Thursday, July 11, 2013

Pentecost 8


Pentecost 8 (Luke 10:25-37) Do this and you will live.

People in religious cultures ask the question: what must I do to gain God’s favor and avoid God’s wrath. To those people Moses, the Prophets and Jesus Himself give assurance that God is for us and God is with us.

The word of God is not strange, unusual or difficult. Moses teaches that the word of God is very near. The apostles teach that the word of God is a person: Jesus Christ.

The word of God written is the record of human observation of how people react or respond to the Real Presence of God. The Law exists to restrain evil in human behavior. Obedience to the law is not a condition for God’s love. God is love. Human behavior cannot alter who God is.

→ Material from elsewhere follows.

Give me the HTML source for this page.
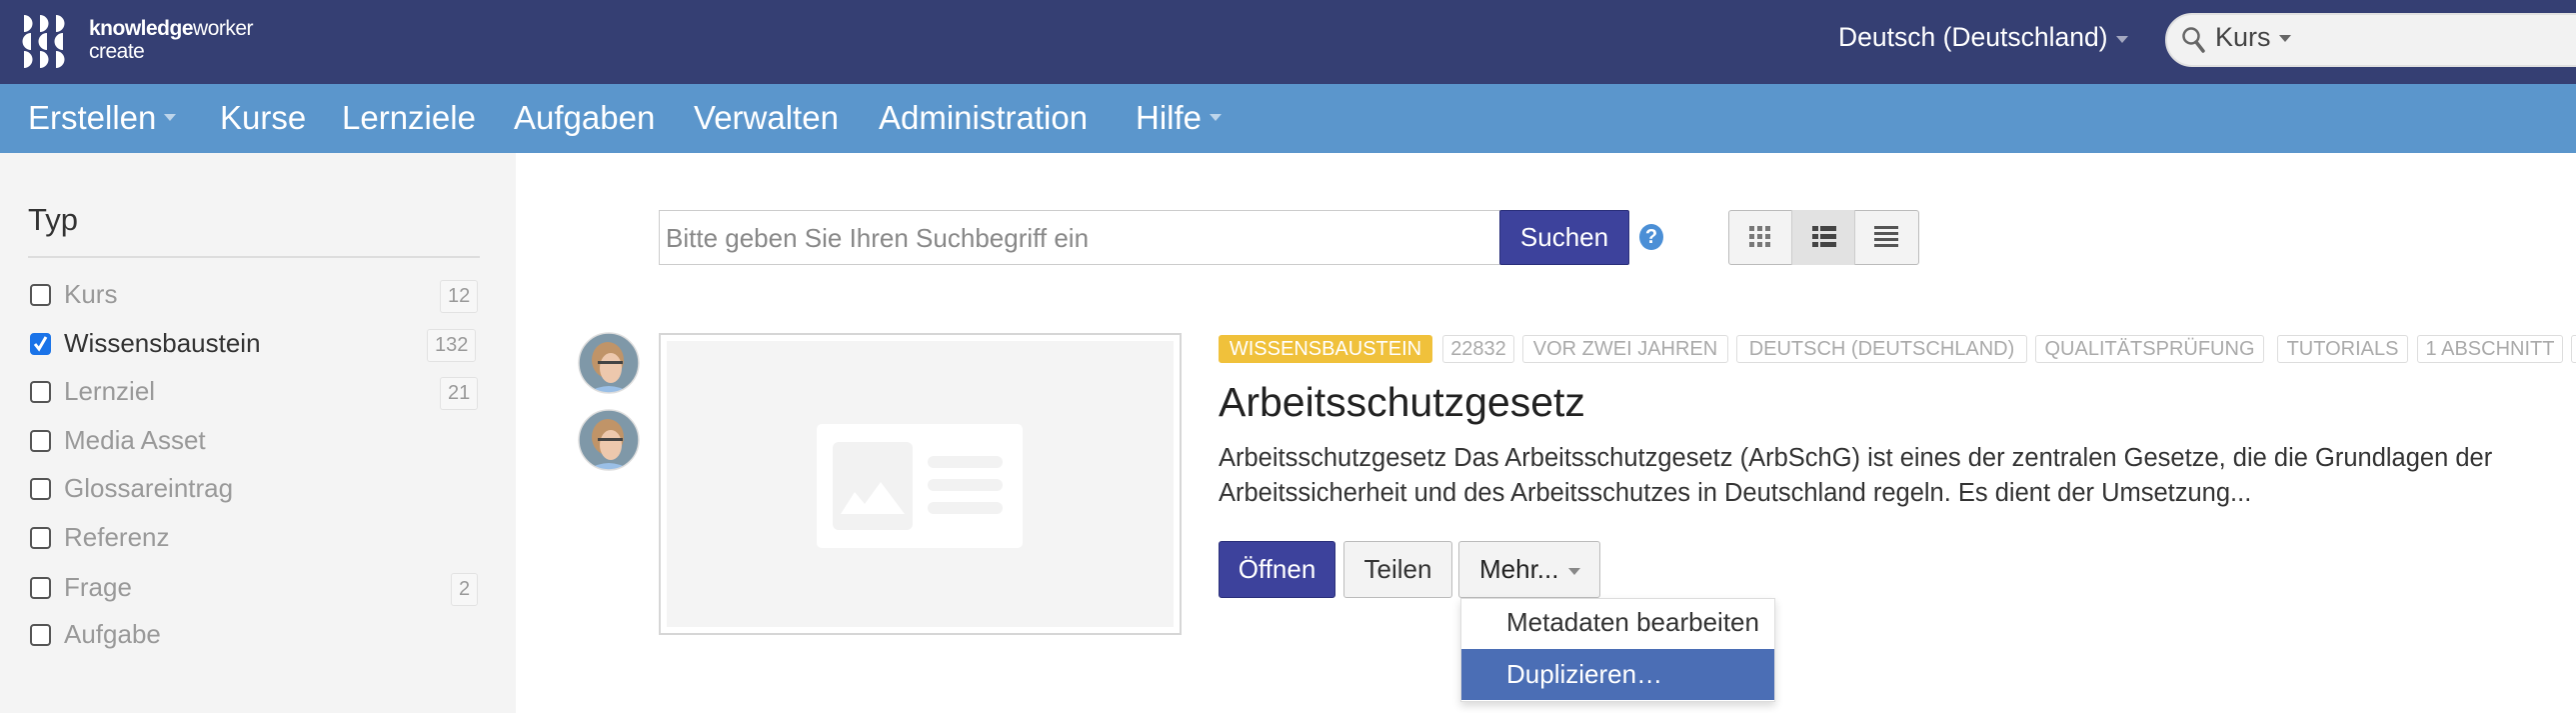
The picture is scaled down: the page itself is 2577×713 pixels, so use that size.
<!DOCTYPE html>
<html><head><meta charset="utf-8"><style>
*{margin:0;padding:0;box-sizing:border-box}
body{width:2577px;height:713px;overflow:hidden;font-family:"Liberation Sans",Arial,sans-serif;background:#fff;position:relative}
.abs{position:absolute}
.hdr{left:0;top:0;width:2577px;height:84px;background:#353f73}
.nav{left:0;top:84px;width:2577px;height:69px;background:#5b96cc}
.nav span{position:absolute;top:15px;color:#fff;font-size:33px;white-space:nowrap}
.caret{display:inline-block;width:0;height:0;border-left:6px solid transparent;border-right:6px solid transparent;border-top:7px solid rgba(255,255,255,.6);vertical-align:middle;margin-left:8px}
.side{left:0;top:153px;width:516px;height:560px;background:#f4f4f4}
.item{position:absolute;left:30px;font-size:26px;color:#999;white-space:nowrap}
.cb{position:absolute;left:0;top:5px;width:21px;height:22px;border:2px solid #555;border-radius:4px;background:#fff}
.item .t{position:absolute;left:34px;top:0}
.cnt{position:absolute;font-size:20px;color:#999;border:1px solid #e2e2e2;border-radius:3px;padding:4px 7px;background:#f7f7f7;white-space:nowrap}
.tag{position:absolute;top:335px;height:28px;font-size:20px;line-height:26px;color:#aaa;border:1px solid #ddd;border-radius:3px;padding:0 4px;white-space:nowrap;text-align:center;overflow:hidden}
.btn{position:absolute;top:541px;height:57px;font-size:26px;line-height:55px;text-align:center;border:1px solid #bbb;border-radius:3px;background:#f3f3f3;color:#333}
</style></head><body>
<div class="abs hdr"></div>
<svg class="abs" style="left:22px;top:14px" width="50" height="54" viewBox="0 0 50 54">
<g fill="#fff">
<path d="M2 1 A8.5 8.5 0 0 1 2 18 Z"/><path d="M9 19 A8.5 8.5 0 0 0 9 36 Z"/><path d="M2 37 A8.5 8.5 0 0 1 2 54 Z"/>
<path d="M18 1 A8.5 8.5 0 0 1 18 18 Z"/><path d="M25 19 A8.5 8.5 0 0 0 25 36 Z"/><path d="M18 37 A8.5 8.5 0 0 1 18 54 Z"/>
<path d="M34 1 A8.5 8.5 0 0 1 34 18 Z"/><path d="M41 19 A8.5 8.5 0 0 0 41 36 Z"/><path d="M34 37 A8.5 8.5 0 0 1 34 54 Z"/>
</g></svg>
<div class="abs" style="left:89px;top:17px;color:#fff;font-size:21px;line-height:23px;letter-spacing:-0.5px"><b style="font-weight:600">knowledge</b>worker<br>create</div>
<div class="abs" style="left:1839px;top:22px;color:#fff;font-size:26.5px;white-space:nowrap">Deutsch (Deutschland)<span class="caret" style="border-top-color:rgba(255,255,255,.55)"></span></div>
<div class="abs" style="left:2166px;top:13px;width:440px;height:54px;border-radius:27px;background:#f2f2f2;border:2px solid #e0e0e0"></div>
<svg class="abs" style="left:2182px;top:26px" width="26" height="28" viewBox="0 0 26 28"><circle cx="10" cy="10" r="7.5" fill="none" stroke="#666" stroke-width="2.5"/><path d="M15 16 L22 25" stroke="#666" stroke-width="3.5" stroke-linecap="round"/></svg>
<div class="abs" style="left:2216px;top:22px;color:#444;font-size:27px">Kurs<span class="caret" style="border-top-color:#666"></span></div>

<div class="abs nav">
<span style="left:28px">Erstellen<span class="caret"></span></span>
<span style="left:220px">Kurse</span>
<span style="left:342px">Lernziele</span>
<span style="left:514px">Aufgaben</span>
<span style="left:694px">Verwalten</span>
<span style="left:879px">Administration</span>
<span style="left:1136px">Hilfe<span class="caret"></span></span>
</div>

<div class="abs side"></div>
<div class="abs" style="left:28px;top:202px;font-size:31px;color:#333">Typ</div>
<div class="abs" style="left:28px;top:256px;width:452px;height:2px;background:#ddd"></div>
<div class="item" style="top:279px"><div class="cb"></div><span class="t">Kurs</span></div>
<div class="item" style="top:328px"><div class="cb" style="background:#1a73e8;border-color:#1a73e8"><svg width="17" height="18" viewBox="0 0 17 18" style="position:absolute;left:0;top:0"><path d="M3 9 L7 14 L14 2" stroke="#fff" stroke-width="3" fill="none"/></svg></div><span class="t" style="color:#333">Wissensbaustein</span></div>
<div class="item" style="top:376px"><div class="cb"></div><span class="t">Lernziel</span></div>
<div class="item" style="top:425px"><div class="cb"></div><span class="t">Media Asset</span></div>
<div class="item" style="top:473px"><div class="cb"></div><span class="t">Glossareintrag</span></div>
<div class="item" style="top:522px"><div class="cb"></div><span class="t">Referenz</span></div>
<div class="item" style="top:572px"><div class="cb"></div><span class="t">Frage</span></div>
<div class="item" style="top:619px"><div class="cb"></div><span class="t">Aufgabe</span></div>
<div class="cnt" style="top:280px;left:440px">12</div>
<div class="cnt" style="top:329px;left:427px">132</div>
<div class="cnt" style="top:377px;left:440px">21</div>
<div class="cnt" style="top:573px;left:451px">2</div>

<div class="abs" style="left:659px;top:210px;width:842px;height:55px;border:1px solid #ccc;font-size:26px;color:#888;padding:12px 6px">Bitte geben Sie Ihren Suchbegriff ein</div>
<div class="abs" style="left:1500px;top:210px;width:130px;height:55px;background:#3d429c;border:1px solid #2a2f7a;border-radius:2px;color:#fff;font-size:26px;text-align:center;line-height:53px">Suchen</div>
<div class="abs" style="left:1640px;top:224px;width:24px;height:26px;border-radius:50%;background:#4b8fd6;color:#fff;font-size:20px;font-weight:bold;text-align:center;line-height:26px">?</div>
<div class="abs" style="left:1729px;top:210px;width:191px;height:55px;border:1px solid #bbb;border-radius:3px;background:#f3f3f3"></div>
<div class="abs" style="left:1792px;top:210px;width:64px;height:55px;background:#e2e2e2;border-left:1px solid #ccc;border-right:1px solid #ccc"></div>
<svg class="abs" style="left:1750px;top:226px" width="22" height="22"><g fill="#777"><rect x="0" y="0" width="5" height="5"/><rect x="8" y="0" width="5" height="5"/><rect x="16" y="0" width="5" height="5"/><rect x="0" y="8" width="5" height="5"/><rect x="8" y="8" width="5" height="5"/><rect x="16" y="8" width="5" height="5"/><rect x="0" y="16" width="5" height="5"/><rect x="8" y="16" width="5" height="5"/><rect x="16" y="16" width="5" height="5"/></g></svg>
<svg class="abs" style="left:1813px;top:226px" width="24" height="22"><g fill="#444"><rect x="0" y="0" width="6" height="5"/><rect x="8" y="0" width="16" height="5"/><rect x="0" y="8" width="6" height="5"/><rect x="8" y="8" width="16" height="5"/><rect x="0" y="16" width="6" height="5"/><rect x="8" y="16" width="16" height="5"/></g></svg>
<svg class="abs" style="left:1875px;top:226px" width="24" height="22"><g fill="#555"><rect y="0" width="24" height="3"/><rect y="6" width="24" height="3"/><rect y="12" width="24" height="3"/><rect y="18" width="24" height="3"/></g></svg>

<svg class="abs" style="left:578px;top:332px" width="62" height="142" viewBox="0 0 62 142">
<defs><clipPath id="c1"><circle cx="31" cy="31" r="30"/></clipPath><clipPath id="c2"><circle cx="31" cy="108" r="30"/></clipPath></defs>
<g clip-path="url(#c1)"><rect width="62" height="62" fill="#7f98a8"/><ellipse cx="30" cy="28" rx="16" ry="18" fill="#c09468"/><ellipse cx="33" cy="36" rx="11" ry="15" fill="#edc8ad"/><rect x="20" y="29" width="25" height="3" fill="#444"/><path d="M8 62 Q31 46 54 62Z" fill="#9abfe6"/></g>
<circle cx="31" cy="31" r="30" fill="none" stroke="#ddd" stroke-width="1.5"/>
<g clip-path="url(#c2)"><rect y="77" width="62" height="62" fill="#7f98a8"/><ellipse cx="30" cy="105" rx="16" ry="18" fill="#c09468"/><ellipse cx="33" cy="113" rx="11" ry="15" fill="#edc8ad"/><rect x="20" y="106" width="25" height="3" fill="#444"/><path d="M8 139 Q31 123 54 139Z" fill="#9abfe6"/></g>
<circle cx="31" cy="108" r="30" fill="none" stroke="#ddd" stroke-width="1.5"/>
</svg>

<div class="abs" style="left:659px;top:333px;width:523px;height:302px;border:2px solid #d6d6d6;background:#fff;padding:6px"><div style="width:100%;height:100%;background:#f4f4f4"></div></div>
<svg class="abs" style="left:815px;top:422px" width="210" height="128" viewBox="0 0 210 128">
<rect x="2" y="2" width="206" height="124" rx="5" fill="#fff"/>
<rect x="18" y="20" width="80" height="88" rx="6" fill="#f2f2f2"/>
<path d="M26 92 L40 70 L50 82 L66 60 L90 92Z" fill="#fff"/>
<rect x="113" y="34" width="75" height="12" rx="6" fill="#f2f2f2"/>
<rect x="113" y="57" width="75" height="12" rx="6" fill="#f2f2f2"/>
<rect x="113" y="80" width="75" height="12" rx="6" fill="#f2f2f2"/>
</svg>

<div class="tag" style="left:1219px;width:214px;background:#f0c13b;border-color:#f0c13b;color:#fff">WISSENSBAUSTEIN</div>
<div class="tag" style="left:1443px;width:72px">22832</div>
<div class="tag" style="left:1523px;width:206px">VOR ZWEI JAHREN</div>
<div class="tag" style="left:1737px;width:291px">DEUTSCH (DEUTSCHLAND)</div>
<div class="tag" style="left:2036px;width:229px">QUALITÄTSPRÜFUNG</div>
<div class="tag" style="left:2278px;width:131px">TUTORIALS</div>
<div class="tag" style="left:2418px;width:146px">1 ABSCHNITT</div>
<div class="tag" style="left:2572px;width:30px"></div>

<div class="abs" style="left:1219px;top:379px;font-size:41px;color:#222;white-space:nowrap">Arbeitsschutzgesetz</div>
<div class="abs" style="left:1219px;top:441px;font-size:25.5px;line-height:35px;color:#333;width:1350px">Arbeitsschutzgesetz Das Arbeitsschutzgesetz (ArbSchG) ist eines der zentralen Gesetze, die die Grundlagen der<br>Arbeitssicherheit und des Arbeitsschutzes in Deutschland regeln. Es dient der Umsetzung...</div>

<div class="btn" style="left:1219px;width:117px;background:#3d429c;border-color:#2a2f7a;color:#fff">Öffnen</div>
<div class="btn" style="left:1344px;width:109px">Teilen</div>
<div class="btn" style="left:1459px;width:142px;text-align:left;padding-left:20px;color:#222">Mehr...<span class="caret" style="border-top-color:#888;margin-left:10px"></span></div>
<div class="abs" style="left:1461px;top:598px;width:315px;height:104px;background:#fff;border:1px solid #ddd;box-shadow:0 4px 8px rgba(0,0,0,.15)"></div>
<div class="abs" style="left:1507px;top:607px;font-size:26px;color:#333">Metadaten bearbeiten</div>
<div class="abs" style="left:1462px;top:649px;width:313px;height:51px;background:#4b6eb5"></div>
<div class="abs" style="left:1507px;top:659px;font-size:26px;color:#fff">Duplizieren…</div>
</body></html>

Human behavior can and does subvert our ability to perceive and receive God’s love.

The Law also acts as a perfect mirror to the human soul. That mirror reveals to us where we are separated from God. The perfect mirror of the Law also reveals to us where our thoughts, words and deeds are in distortion from the original pattern by which God created us.

The lawyer in this passage is doing what most lawyers do most of the time. He is testing the limits of the Law. He is teasing out the meaning of the law through questions and disputations. He has the knowledge of the Law. He lacks the understanding.

Jesus meets the lawyer where he is. He engages the man in a process. The lawyer asks a question with enormous proportions. Jesus helps him narrow the focus so that he can discover the answer. Jesus asks the lawyer to consider the scriptures. What has God already revealed through Moses?

The lawyer has the correct answer. The answer is the principle that underlies the Law of Moses. The answer is the very nature of God. Yet, while the lawyer has the knowledge he lacks the understanding. As with everyone in his generation he is trapped in religious distortions of divine truth. He wants a very precise formula and set of definitions. He wants a check list by which he can justify himself and lay a claim on God.

He asks a question: who is my neighbor? Who do I have to love in order to avoid God’s wrath and earn God’s favor. And, who can I ignore?

All questions are good. All questions keep the mind, hear and will engaged in the unfolding process of grace. Although the lawyer’s question is in grounded in a basic false assumption about God, humanity and himself- nevertheless Jesus uses the question to invite the man to experience a paradigm shift.

Jesus does this by telling a story… a parable. Jesus sets up the elements of the story in such a way that the main characters are archetypes of human behavior and human misunderstanding.

The Levite and priest can only maintain their ritual purity and righteousness under the religious law by ignoring the animating principle of the moral law. They choose to stay pure by choosing to detach themselves from compassion. They maintain the letter of the religious law by not contaminating themselves with the blood of the crime victim.  They used their position in the Temple and in society to remain aloof from a pressing human need.

The Levite and the priest are the righteous who fail to show compassion. The Samaritan is the unrighteous who does show compassion.

By every standard of the Law of Moses the Samaritan cannot claim God’s favor and can only expect God’s wrath. The righteousness the Levite and Priest practice is formed in the categories of right belief and right behavior. According to that standard they are the righteous and the Samaritan is the unrighteous. Yet, Jesus sets up the story to show how adherence to the letter of the Law does not produce righteousness according to the principle of the law.

The principle of the Law is love. The principle defines righteousness as right relationship… right relationship with God, with other people and with the image and likeness of God imprinted on our souls.

The lawyer understands the point Jesus is making. He is still not able to say the word “Samaritan” in answer to Jesus’ question about mercy. But, he understood the point.

When Jesus tells the lawyer: go and do thou likewise- he introduces a new way of faith. It is the Way of wisdom. It is the Way of compassion. It is the Way of Jesus.

The Way is the active dynamic and creative unfolding of the new life in the new relationship our Heavenly Father offers us in Jesus Christ. The Way does not ask the question: what is the minimum I must do to gain God’s favor and avoid God’s wrath. The Way is guided by the indwelling Presence of the Holy Spirit who helps us understand and apply the principle of Divine Love in the ordinary choices of our daily lives.

The Way is the invitation into a new path of living in this world that asks the question: how may I help?

Jesus reminded the lawyer then and Jesus reminds us today; do this, practice compassion in union with the infinite and eternal love of God, and you will live- you will experience eternal life in every act and attitude of compassion.